Stated task = Copy the data exactly as it appears, and do not include any pictures.

Stored data =
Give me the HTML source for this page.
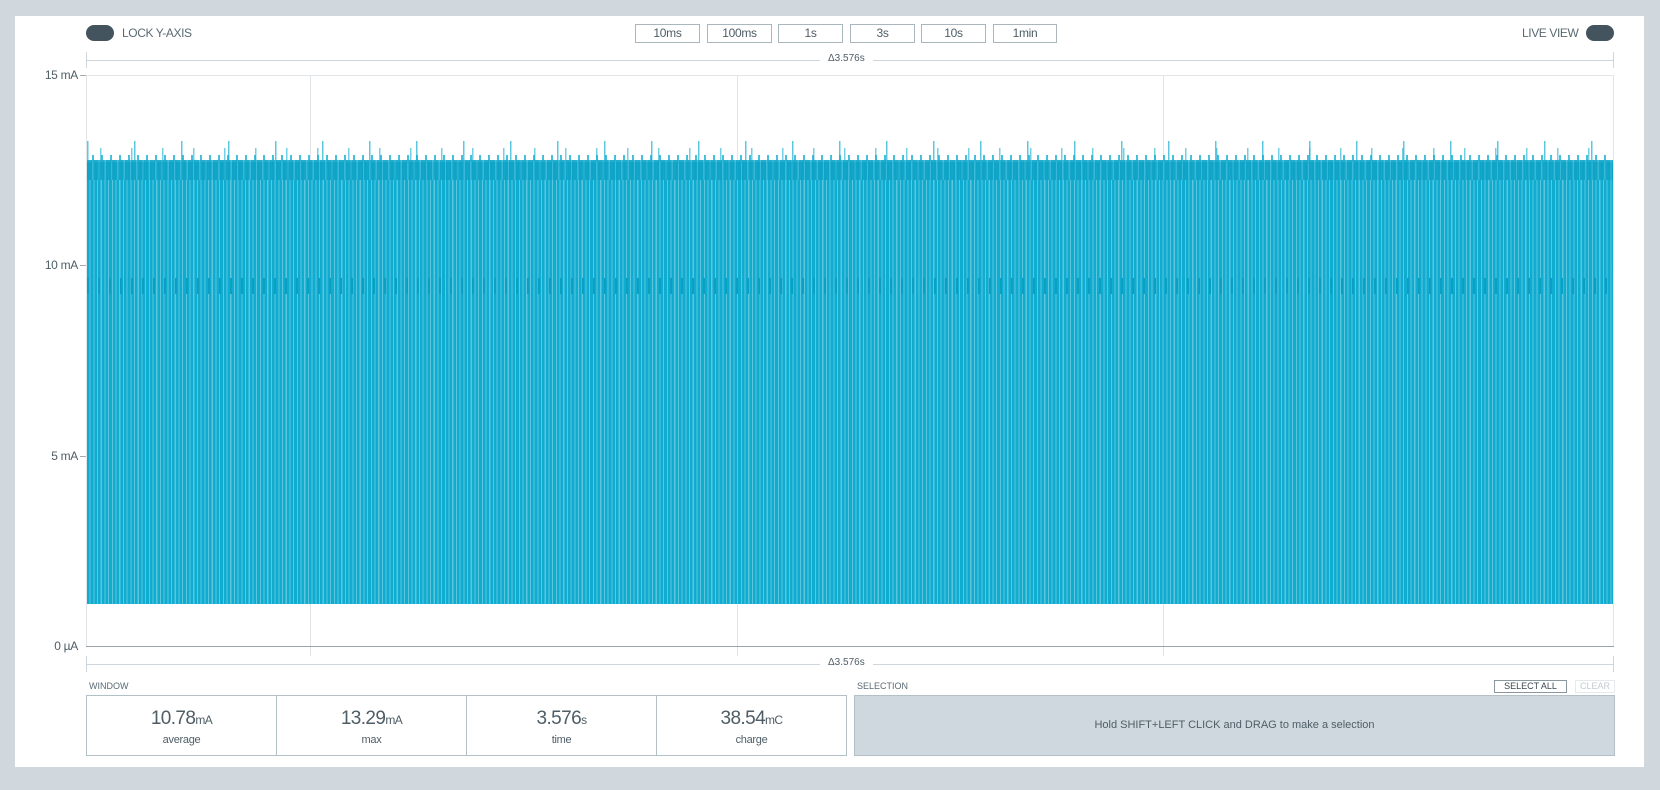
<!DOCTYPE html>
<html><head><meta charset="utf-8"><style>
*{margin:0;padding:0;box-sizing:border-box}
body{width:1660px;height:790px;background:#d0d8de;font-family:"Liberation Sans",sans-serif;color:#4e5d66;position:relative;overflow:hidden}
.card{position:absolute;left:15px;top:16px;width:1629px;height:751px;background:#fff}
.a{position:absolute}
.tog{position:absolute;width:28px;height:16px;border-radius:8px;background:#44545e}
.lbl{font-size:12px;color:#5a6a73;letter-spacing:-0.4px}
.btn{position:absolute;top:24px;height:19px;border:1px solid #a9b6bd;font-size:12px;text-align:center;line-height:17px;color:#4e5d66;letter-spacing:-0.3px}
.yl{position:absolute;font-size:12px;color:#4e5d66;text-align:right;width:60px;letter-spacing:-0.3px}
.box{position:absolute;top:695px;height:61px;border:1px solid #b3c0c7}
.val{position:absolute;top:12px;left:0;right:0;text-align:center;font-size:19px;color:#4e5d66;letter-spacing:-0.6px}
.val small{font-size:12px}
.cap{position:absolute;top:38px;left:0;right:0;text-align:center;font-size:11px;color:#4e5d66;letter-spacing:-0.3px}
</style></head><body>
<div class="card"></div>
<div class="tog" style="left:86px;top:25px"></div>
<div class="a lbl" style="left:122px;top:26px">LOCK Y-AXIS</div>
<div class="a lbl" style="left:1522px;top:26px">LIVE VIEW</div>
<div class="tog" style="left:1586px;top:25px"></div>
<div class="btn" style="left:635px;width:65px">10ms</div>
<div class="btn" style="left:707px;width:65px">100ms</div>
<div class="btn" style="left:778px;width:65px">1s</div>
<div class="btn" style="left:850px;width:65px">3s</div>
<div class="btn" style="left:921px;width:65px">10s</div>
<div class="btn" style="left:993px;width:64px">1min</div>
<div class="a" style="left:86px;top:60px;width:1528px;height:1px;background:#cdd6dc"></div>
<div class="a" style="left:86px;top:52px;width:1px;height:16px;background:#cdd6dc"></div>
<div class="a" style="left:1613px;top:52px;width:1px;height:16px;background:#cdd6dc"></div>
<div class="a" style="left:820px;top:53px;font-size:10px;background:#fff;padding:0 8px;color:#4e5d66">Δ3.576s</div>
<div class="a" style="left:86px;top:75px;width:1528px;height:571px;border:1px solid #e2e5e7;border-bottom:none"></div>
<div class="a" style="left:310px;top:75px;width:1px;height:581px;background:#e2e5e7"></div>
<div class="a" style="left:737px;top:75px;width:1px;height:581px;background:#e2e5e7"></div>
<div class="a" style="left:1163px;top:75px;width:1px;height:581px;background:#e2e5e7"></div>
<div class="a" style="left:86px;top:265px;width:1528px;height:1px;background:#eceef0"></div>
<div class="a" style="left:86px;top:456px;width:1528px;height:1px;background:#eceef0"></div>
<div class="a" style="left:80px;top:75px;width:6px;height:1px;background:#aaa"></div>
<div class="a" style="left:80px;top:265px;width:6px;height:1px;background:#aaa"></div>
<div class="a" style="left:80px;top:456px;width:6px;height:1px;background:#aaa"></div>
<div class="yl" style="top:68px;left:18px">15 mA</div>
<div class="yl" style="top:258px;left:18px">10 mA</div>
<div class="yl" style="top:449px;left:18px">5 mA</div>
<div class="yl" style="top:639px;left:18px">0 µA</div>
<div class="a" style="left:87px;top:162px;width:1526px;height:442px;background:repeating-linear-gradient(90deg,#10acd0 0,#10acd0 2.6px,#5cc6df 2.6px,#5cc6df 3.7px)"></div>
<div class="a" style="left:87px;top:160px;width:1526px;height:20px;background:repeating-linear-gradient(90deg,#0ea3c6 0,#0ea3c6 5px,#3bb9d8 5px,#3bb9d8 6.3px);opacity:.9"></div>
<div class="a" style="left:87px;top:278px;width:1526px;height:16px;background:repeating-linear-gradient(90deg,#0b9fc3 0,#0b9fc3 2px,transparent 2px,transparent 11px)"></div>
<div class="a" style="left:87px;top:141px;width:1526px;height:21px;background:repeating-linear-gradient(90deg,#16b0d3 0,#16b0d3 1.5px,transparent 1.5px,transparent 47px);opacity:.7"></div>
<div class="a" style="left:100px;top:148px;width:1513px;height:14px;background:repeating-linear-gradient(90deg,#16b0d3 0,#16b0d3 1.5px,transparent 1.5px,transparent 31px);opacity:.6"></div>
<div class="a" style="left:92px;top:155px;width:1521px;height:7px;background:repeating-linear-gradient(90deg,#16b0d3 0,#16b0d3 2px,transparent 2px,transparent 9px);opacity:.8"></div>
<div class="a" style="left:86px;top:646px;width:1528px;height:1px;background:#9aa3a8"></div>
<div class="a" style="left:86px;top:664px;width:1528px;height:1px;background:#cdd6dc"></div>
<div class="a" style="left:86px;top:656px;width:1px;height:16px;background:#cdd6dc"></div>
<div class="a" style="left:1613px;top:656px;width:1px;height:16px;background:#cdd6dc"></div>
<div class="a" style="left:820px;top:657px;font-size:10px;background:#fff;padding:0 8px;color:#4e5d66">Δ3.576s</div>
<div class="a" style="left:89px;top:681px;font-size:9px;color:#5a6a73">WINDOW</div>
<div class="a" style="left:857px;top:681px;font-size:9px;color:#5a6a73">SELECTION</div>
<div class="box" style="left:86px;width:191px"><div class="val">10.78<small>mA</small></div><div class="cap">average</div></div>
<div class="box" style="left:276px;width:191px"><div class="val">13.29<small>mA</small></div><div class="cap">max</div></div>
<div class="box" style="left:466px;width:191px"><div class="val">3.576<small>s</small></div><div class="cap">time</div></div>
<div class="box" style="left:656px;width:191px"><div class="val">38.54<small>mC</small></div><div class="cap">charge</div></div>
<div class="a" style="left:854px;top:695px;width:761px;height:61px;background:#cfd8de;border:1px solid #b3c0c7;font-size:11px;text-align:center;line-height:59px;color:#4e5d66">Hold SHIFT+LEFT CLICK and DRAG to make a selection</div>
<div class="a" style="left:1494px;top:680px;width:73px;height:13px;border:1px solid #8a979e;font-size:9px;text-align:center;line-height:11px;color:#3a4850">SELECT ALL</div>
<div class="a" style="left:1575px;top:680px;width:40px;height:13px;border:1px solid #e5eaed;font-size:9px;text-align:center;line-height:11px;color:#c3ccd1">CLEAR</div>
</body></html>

Written answer =
Give me the HTML source for this page.
<!DOCTYPE html>
<html><head><meta charset="utf-8"><style>
*{margin:0;padding:0;box-sizing:border-box}
body{width:1660px;height:790px;background:#d0d8de;font-family:"Liberation Sans",sans-serif;color:#4e5d66;position:relative;overflow:hidden}
.card{position:absolute;left:15px;top:16px;width:1629px;height:751px;background:#fff}
.a{position:absolute}
.tog{position:absolute;width:28px;height:16px;border-radius:8px;background:#44545e}
.lbl{font-size:12px;color:#5a6a73;letter-spacing:-0.4px}
.btn{position:absolute;top:24px;height:19px;border:1px solid #a9b6bd;font-size:12px;text-align:center;line-height:17px;color:#4e5d66;letter-spacing:-0.3px}
.yl{position:absolute;font-size:12px;color:#4e5d66;text-align:right;width:60px;letter-spacing:-0.3px}
.box{position:absolute;top:695px;height:61px;border:1px solid #b3c0c7}
.val{position:absolute;top:12px;left:0;right:0;text-align:center;font-size:19px;color:#4e5d66;letter-spacing:-0.6px}
.val small{font-size:12px}
.cap{position:absolute;top:38px;left:0;right:0;text-align:center;font-size:11px;color:#4e5d66;letter-spacing:-0.3px}
</style></head><body>
<div class="card"></div>
<div class="tog" style="left:86px;top:25px"></div>
<div class="a lbl" style="left:122px;top:26px">LOCK Y-AXIS</div>
<div class="a lbl" style="left:1522px;top:26px">LIVE VIEW</div>
<div class="tog" style="left:1586px;top:25px"></div>
<div class="btn" style="left:635px;width:65px">10ms</div>
<div class="btn" style="left:707px;width:65px">100ms</div>
<div class="btn" style="left:778px;width:65px">1s</div>
<div class="btn" style="left:850px;width:65px">3s</div>
<div class="btn" style="left:921px;width:65px">10s</div>
<div class="btn" style="left:993px;width:64px">1min</div>
<div class="a" style="left:86px;top:60px;width:1528px;height:1px;background:#cdd6dc"></div>
<div class="a" style="left:86px;top:52px;width:1px;height:16px;background:#cdd6dc"></div>
<div class="a" style="left:1613px;top:52px;width:1px;height:16px;background:#cdd6dc"></div>
<div class="a" style="left:820px;top:53px;font-size:10px;background:#fff;padding:0 8px;color:#4e5d66">Δ3.576s</div>
<div class="a" style="left:86px;top:75px;width:1528px;height:571px;border:1px solid #e2e5e7;border-bottom:none"></div>
<div class="a" style="left:310px;top:75px;width:1px;height:581px;background:#e2e5e7"></div>
<div class="a" style="left:737px;top:75px;width:1px;height:581px;background:#e2e5e7"></div>
<div class="a" style="left:1163px;top:75px;width:1px;height:581px;background:#e2e5e7"></div>
<div class="a" style="left:86px;top:265px;width:1528px;height:1px;background:#eceef0"></div>
<div class="a" style="left:86px;top:456px;width:1528px;height:1px;background:#eceef0"></div>
<div class="a" style="left:80px;top:75px;width:6px;height:1px;background:#aaa"></div>
<div class="a" style="left:80px;top:265px;width:6px;height:1px;background:#aaa"></div>
<div class="a" style="left:80px;top:456px;width:6px;height:1px;background:#aaa"></div>
<div class="yl" style="top:68px;left:18px">15 mA</div>
<div class="yl" style="top:258px;left:18px">10 mA</div>
<div class="yl" style="top:449px;left:18px">5 mA</div>
<div class="yl" style="top:639px;left:18px">0 µA</div>
<div class="a" style="left:87px;top:162px;width:1526px;height:442px;background:repeating-linear-gradient(90deg,#10acd0 0,#10acd0 2.6px,#5cc6df 2.6px,#5cc6df 3.7px)"></div>
<div class="a" style="left:87px;top:160px;width:1526px;height:20px;background:repeating-linear-gradient(90deg,#0ea3c6 0,#0ea3c6 5px,#3bb9d8 5px,#3bb9d8 6.3px);opacity:.9"></div>
<div class="a" style="left:87px;top:278px;width:1526px;height:16px;background:repeating-linear-gradient(90deg,#0b9fc3 0,#0b9fc3 2px,transparent 2px,transparent 11px)"></div>
<div class="a" style="left:87px;top:141px;width:1526px;height:21px;background:repeating-linear-gradient(90deg,#16b0d3 0,#16b0d3 1.5px,transparent 1.5px,transparent 47px);opacity:.7"></div>
<div class="a" style="left:100px;top:148px;width:1513px;height:14px;background:repeating-linear-gradient(90deg,#16b0d3 0,#16b0d3 1.5px,transparent 1.5px,transparent 31px);opacity:.6"></div>
<div class="a" style="left:92px;top:155px;width:1521px;height:7px;background:repeating-linear-gradient(90deg,#16b0d3 0,#16b0d3 2px,transparent 2px,transparent 9px);opacity:.8"></div>
<div class="a" style="left:86px;top:646px;width:1528px;height:1px;background:#9aa3a8"></div>
<div class="a" style="left:86px;top:664px;width:1528px;height:1px;background:#cdd6dc"></div>
<div class="a" style="left:86px;top:656px;width:1px;height:16px;background:#cdd6dc"></div>
<div class="a" style="left:1613px;top:656px;width:1px;height:16px;background:#cdd6dc"></div>
<div class="a" style="left:820px;top:657px;font-size:10px;background:#fff;padding:0 8px;color:#4e5d66">Δ3.576s</div>
<div class="a" style="left:89px;top:681px;font-size:9px;color:#5a6a73">WINDOW</div>
<div class="a" style="left:857px;top:681px;font-size:9px;color:#5a6a73">SELECTION</div>
<div class="box" style="left:86px;width:191px"><div class="val">10.78<small>mA</small></div><div class="cap">average</div></div>
<div class="box" style="left:276px;width:191px"><div class="val">13.29<small>mA</small></div><div class="cap">max</div></div>
<div class="box" style="left:466px;width:191px"><div class="val">3.576<small>s</small></div><div class="cap">time</div></div>
<div class="box" style="left:656px;width:191px"><div class="val">38.54<small>mC</small></div><div class="cap">charge</div></div>
<div class="a" style="left:854px;top:695px;width:761px;height:61px;background:#cfd8de;border:1px solid #b3c0c7;font-size:11px;text-align:center;line-height:59px;color:#4e5d66">Hold SHIFT+LEFT CLICK and DRAG to make a selection</div>
<div class="a" style="left:1494px;top:680px;width:73px;height:13px;border:1px solid #8a979e;font-size:9px;text-align:center;line-height:11px;color:#3a4850">SELECT ALL</div>
<div class="a" style="left:1575px;top:680px;width:40px;height:13px;border:1px solid #e5eaed;font-size:9px;text-align:center;line-height:11px;color:#c3ccd1">CLEAR</div>
</body></html>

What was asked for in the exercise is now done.